Pages as source code:
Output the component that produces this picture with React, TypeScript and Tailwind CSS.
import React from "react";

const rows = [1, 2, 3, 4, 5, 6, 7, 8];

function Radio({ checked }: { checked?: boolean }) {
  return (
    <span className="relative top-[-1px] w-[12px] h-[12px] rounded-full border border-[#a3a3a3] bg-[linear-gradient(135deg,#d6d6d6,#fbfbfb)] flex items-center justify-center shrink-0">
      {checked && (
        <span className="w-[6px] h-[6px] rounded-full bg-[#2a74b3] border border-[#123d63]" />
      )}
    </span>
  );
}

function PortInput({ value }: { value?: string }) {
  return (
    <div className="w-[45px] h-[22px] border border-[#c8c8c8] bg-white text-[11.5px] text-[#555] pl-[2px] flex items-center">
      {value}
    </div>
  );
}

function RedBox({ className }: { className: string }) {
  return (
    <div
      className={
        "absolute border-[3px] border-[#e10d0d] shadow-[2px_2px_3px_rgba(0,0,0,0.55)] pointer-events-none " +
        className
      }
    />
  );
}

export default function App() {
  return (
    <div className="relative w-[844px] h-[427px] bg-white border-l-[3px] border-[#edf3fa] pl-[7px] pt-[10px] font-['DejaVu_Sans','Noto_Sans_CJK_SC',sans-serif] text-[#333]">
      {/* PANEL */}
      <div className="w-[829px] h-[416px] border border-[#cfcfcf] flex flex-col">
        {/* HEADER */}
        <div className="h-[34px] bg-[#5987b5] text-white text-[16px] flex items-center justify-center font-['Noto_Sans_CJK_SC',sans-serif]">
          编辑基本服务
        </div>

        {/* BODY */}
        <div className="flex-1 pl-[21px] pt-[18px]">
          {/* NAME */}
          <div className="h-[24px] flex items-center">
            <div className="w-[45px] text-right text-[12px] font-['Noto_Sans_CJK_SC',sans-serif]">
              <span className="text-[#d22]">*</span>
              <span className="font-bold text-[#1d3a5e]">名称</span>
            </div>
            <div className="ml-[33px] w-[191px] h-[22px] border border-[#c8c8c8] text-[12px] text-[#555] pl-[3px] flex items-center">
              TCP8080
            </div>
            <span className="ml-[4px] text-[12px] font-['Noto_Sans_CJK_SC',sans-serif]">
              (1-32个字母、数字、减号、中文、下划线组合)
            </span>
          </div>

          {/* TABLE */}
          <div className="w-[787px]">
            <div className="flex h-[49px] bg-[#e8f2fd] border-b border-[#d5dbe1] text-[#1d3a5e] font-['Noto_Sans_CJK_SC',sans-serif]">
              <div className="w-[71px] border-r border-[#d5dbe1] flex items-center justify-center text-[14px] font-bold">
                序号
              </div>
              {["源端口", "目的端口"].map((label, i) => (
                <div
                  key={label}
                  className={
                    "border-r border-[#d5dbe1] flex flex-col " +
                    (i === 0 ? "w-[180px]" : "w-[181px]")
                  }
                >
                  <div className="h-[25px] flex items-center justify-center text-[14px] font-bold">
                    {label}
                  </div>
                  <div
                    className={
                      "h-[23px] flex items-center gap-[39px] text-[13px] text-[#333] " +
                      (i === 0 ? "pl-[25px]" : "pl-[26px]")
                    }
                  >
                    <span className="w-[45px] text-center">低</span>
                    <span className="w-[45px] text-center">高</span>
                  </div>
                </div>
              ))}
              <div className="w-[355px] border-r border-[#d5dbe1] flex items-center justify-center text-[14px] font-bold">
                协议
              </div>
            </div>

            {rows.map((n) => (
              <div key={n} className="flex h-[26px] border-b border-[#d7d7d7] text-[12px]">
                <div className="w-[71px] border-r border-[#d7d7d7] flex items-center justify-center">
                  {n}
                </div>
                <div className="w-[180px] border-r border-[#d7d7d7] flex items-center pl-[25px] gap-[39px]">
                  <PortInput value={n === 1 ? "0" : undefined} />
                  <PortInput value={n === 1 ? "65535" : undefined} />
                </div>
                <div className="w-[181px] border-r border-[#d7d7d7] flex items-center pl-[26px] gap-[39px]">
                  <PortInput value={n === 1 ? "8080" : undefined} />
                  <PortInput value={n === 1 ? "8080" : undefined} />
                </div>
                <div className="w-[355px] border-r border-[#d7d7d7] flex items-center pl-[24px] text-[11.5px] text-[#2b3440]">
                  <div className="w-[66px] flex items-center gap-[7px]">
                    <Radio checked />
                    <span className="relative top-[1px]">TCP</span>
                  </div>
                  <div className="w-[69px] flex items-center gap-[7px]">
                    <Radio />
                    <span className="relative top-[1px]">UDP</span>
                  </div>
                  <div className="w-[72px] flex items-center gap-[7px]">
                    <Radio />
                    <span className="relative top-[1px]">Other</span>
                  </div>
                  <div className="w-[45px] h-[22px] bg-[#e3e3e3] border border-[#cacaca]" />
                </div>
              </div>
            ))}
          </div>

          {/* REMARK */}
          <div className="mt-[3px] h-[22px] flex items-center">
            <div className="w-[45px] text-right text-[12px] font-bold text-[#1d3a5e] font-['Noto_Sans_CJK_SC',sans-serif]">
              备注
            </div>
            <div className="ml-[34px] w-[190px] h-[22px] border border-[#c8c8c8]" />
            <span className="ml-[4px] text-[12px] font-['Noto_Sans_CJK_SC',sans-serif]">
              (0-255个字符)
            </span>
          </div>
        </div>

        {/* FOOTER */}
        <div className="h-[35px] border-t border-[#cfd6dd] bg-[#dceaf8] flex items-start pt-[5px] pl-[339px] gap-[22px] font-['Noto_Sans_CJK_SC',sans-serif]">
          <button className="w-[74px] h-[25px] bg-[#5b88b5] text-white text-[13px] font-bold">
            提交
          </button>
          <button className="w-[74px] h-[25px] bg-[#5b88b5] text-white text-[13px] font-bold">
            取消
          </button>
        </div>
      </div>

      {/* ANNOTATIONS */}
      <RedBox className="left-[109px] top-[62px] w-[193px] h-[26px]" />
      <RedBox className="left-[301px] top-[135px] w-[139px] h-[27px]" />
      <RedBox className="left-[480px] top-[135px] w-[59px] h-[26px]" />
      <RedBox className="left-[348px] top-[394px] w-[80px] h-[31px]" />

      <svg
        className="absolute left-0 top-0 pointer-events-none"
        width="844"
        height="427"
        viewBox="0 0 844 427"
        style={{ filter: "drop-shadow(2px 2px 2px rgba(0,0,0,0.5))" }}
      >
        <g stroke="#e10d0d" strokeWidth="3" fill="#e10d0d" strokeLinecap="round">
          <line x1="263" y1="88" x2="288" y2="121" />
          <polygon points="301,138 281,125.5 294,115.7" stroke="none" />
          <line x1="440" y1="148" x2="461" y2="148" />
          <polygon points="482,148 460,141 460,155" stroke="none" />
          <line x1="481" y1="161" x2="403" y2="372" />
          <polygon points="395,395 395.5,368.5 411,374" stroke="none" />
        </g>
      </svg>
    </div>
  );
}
---
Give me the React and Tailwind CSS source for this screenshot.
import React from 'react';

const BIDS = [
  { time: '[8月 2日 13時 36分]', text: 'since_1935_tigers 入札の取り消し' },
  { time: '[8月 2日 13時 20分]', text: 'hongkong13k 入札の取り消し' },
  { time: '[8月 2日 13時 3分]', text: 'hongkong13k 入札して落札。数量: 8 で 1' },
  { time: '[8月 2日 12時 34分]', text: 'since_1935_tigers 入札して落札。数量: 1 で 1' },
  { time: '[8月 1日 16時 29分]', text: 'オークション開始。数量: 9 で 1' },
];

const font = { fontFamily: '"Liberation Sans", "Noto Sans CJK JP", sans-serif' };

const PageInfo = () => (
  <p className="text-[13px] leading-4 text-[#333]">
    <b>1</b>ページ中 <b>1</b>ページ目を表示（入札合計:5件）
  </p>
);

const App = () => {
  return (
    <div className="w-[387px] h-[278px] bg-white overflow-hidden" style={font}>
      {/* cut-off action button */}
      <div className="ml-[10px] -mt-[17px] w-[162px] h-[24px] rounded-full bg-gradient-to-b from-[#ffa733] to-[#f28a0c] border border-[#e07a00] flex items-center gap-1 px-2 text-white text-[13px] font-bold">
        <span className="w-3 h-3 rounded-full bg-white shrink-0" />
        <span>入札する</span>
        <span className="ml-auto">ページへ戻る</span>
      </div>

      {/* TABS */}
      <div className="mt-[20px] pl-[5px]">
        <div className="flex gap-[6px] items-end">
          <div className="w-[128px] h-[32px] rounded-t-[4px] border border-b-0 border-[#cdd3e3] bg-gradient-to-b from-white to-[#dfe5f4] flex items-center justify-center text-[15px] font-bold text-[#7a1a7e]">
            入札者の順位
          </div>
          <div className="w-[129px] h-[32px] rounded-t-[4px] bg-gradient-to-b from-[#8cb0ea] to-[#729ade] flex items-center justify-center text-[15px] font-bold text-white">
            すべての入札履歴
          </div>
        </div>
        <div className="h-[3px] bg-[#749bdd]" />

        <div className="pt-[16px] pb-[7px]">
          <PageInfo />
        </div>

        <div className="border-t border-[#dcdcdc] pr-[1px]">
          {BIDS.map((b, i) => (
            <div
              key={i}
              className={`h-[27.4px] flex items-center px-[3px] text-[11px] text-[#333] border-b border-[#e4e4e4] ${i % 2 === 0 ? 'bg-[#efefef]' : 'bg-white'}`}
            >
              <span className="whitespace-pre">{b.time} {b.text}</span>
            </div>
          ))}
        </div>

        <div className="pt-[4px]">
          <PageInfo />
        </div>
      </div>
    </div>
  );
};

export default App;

▸ **Written problem**
Filter the data, keeping only the lines that contain "this".

▸ **Written solution**
Output the component that produces this picture with React, TypeScript and Tailwind CSS.
Give me the React and Tailwind CSS source for this screenshot.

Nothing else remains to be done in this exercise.